- What you should do
Copy everything in the listing below word for word, apart from any images.

- Provided records

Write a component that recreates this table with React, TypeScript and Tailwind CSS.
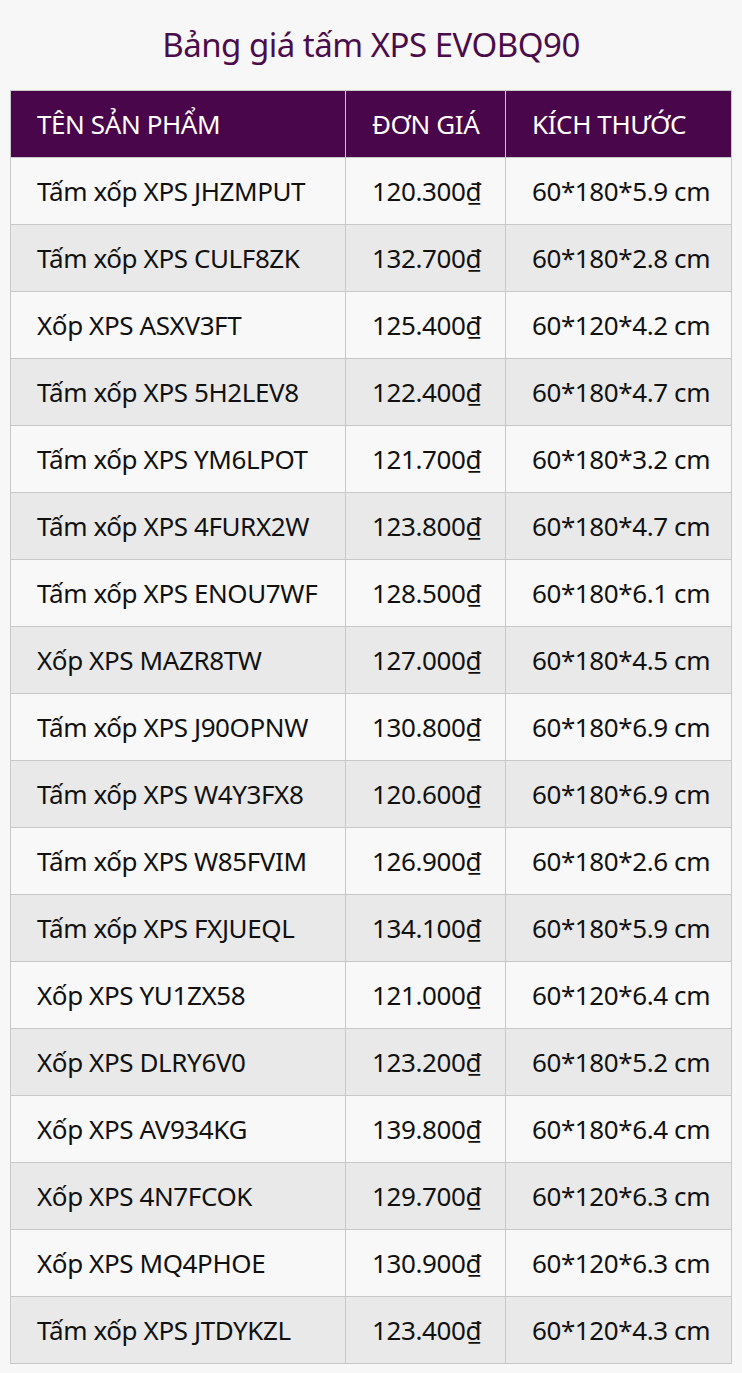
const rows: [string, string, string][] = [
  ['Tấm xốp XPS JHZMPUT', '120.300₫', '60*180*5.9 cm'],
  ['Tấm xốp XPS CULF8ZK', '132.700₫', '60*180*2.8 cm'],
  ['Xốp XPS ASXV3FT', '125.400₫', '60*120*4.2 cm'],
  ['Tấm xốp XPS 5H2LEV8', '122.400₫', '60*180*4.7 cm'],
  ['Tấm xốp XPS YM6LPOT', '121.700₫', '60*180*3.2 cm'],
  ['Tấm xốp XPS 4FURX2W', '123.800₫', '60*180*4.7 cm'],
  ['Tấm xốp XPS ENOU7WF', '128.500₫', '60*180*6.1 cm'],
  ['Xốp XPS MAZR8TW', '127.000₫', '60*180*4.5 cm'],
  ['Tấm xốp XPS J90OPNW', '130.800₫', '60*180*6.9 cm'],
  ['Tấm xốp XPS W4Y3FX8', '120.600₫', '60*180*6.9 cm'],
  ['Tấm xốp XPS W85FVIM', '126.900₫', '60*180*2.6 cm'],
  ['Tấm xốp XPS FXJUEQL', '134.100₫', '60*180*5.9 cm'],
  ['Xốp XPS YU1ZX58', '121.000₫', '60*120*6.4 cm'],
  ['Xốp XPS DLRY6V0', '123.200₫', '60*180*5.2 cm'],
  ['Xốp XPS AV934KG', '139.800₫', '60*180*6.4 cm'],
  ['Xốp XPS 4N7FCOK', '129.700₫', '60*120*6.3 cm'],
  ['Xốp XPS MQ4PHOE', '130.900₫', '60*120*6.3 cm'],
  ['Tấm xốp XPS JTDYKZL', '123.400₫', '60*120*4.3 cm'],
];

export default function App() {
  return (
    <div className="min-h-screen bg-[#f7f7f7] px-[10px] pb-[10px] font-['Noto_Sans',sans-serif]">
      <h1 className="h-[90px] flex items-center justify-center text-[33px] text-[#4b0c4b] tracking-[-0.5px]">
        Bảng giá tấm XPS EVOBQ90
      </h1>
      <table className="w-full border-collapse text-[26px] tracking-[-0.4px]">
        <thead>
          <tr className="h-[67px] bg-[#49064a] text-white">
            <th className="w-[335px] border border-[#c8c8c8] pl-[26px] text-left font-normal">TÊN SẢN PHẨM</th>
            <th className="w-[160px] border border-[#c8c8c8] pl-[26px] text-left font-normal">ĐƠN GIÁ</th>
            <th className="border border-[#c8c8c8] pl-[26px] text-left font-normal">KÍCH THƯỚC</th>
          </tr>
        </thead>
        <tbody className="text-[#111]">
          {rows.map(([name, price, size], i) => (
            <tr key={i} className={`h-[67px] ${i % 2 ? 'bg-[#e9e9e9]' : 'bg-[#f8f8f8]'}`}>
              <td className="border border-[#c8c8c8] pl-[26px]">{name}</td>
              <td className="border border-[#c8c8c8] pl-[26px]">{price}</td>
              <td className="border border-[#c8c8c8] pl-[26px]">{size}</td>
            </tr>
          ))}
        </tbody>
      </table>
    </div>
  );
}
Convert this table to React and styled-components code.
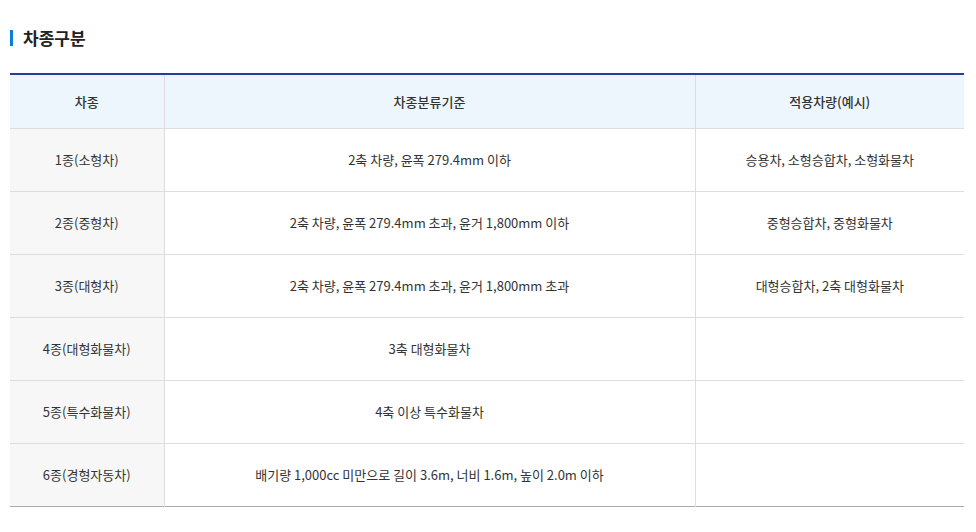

- Result of the task
Write a component that recreates this table with React, TypeScript and Tailwind CSS.
const rows: [string, string, string][] = [
  ['Tấm xốp XPS JHZMPUT', '120.300₫', '60*180*5.9 cm'],
  ['Tấm xốp XPS CULF8ZK', '132.700₫', '60*180*2.8 cm'],
  ['Xốp XPS ASXV3FT', '125.400₫', '60*120*4.2 cm'],
  ['Tấm xốp XPS 5H2LEV8', '122.400₫', '60*180*4.7 cm'],
  ['Tấm xốp XPS YM6LPOT', '121.700₫', '60*180*3.2 cm'],
  ['Tấm xốp XPS 4FURX2W', '123.800₫', '60*180*4.7 cm'],
  ['Tấm xốp XPS ENOU7WF', '128.500₫', '60*180*6.1 cm'],
  ['Xốp XPS MAZR8TW', '127.000₫', '60*180*4.5 cm'],
  ['Tấm xốp XPS J90OPNW', '130.800₫', '60*180*6.9 cm'],
  ['Tấm xốp XPS W4Y3FX8', '120.600₫', '60*180*6.9 cm'],
  ['Tấm xốp XPS W85FVIM', '126.900₫', '60*180*2.6 cm'],
  ['Tấm xốp XPS FXJUEQL', '134.100₫', '60*180*5.9 cm'],
  ['Xốp XPS YU1ZX58', '121.000₫', '60*120*6.4 cm'],
  ['Xốp XPS DLRY6V0', '123.200₫', '60*180*5.2 cm'],
  ['Xốp XPS AV934KG', '139.800₫', '60*180*6.4 cm'],
  ['Xốp XPS 4N7FCOK', '129.700₫', '60*120*6.3 cm'],
  ['Xốp XPS MQ4PHOE', '130.900₫', '60*120*6.3 cm'],
  ['Tấm xốp XPS JTDYKZL', '123.400₫', '60*120*4.3 cm'],
];

export default function App() {
  return (
    <div className="min-h-screen bg-[#f7f7f7] px-[10px] pb-[10px] font-['Noto_Sans',sans-serif]">
      <h1 className="h-[90px] flex items-center justify-center text-[33px] text-[#4b0c4b] tracking-[-0.5px]">
        Bảng giá tấm XPS EVOBQ90
      </h1>
      <table className="w-full border-collapse text-[26px] tracking-[-0.4px]">
        <thead>
          <tr className="h-[67px] bg-[#49064a] text-white">
            <th className="w-[335px] border border-[#c8c8c8] pl-[26px] text-left font-normal">TÊN SẢN PHẨM</th>
            <th className="w-[160px] border border-[#c8c8c8] pl-[26px] text-left font-normal">ĐƠN GIÁ</th>
            <th className="border border-[#c8c8c8] pl-[26px] text-left font-normal">KÍCH THƯỚC</th>
          </tr>
        </thead>
        <tbody className="text-[#111]">
          {rows.map(([name, price, size], i) => (
            <tr key={i} className={`h-[67px] ${i % 2 ? 'bg-[#e9e9e9]' : 'bg-[#f8f8f8]'}`}>
              <td className="border border-[#c8c8c8] pl-[26px]">{name}</td>
              <td className="border border-[#c8c8c8] pl-[26px]">{price}</td>
              <td className="border border-[#c8c8c8] pl-[26px]">{size}</td>
            </tr>
          ))}
        </tbody>
      </table>
    </div>
  );
}
Convert this table to React and styled-components code.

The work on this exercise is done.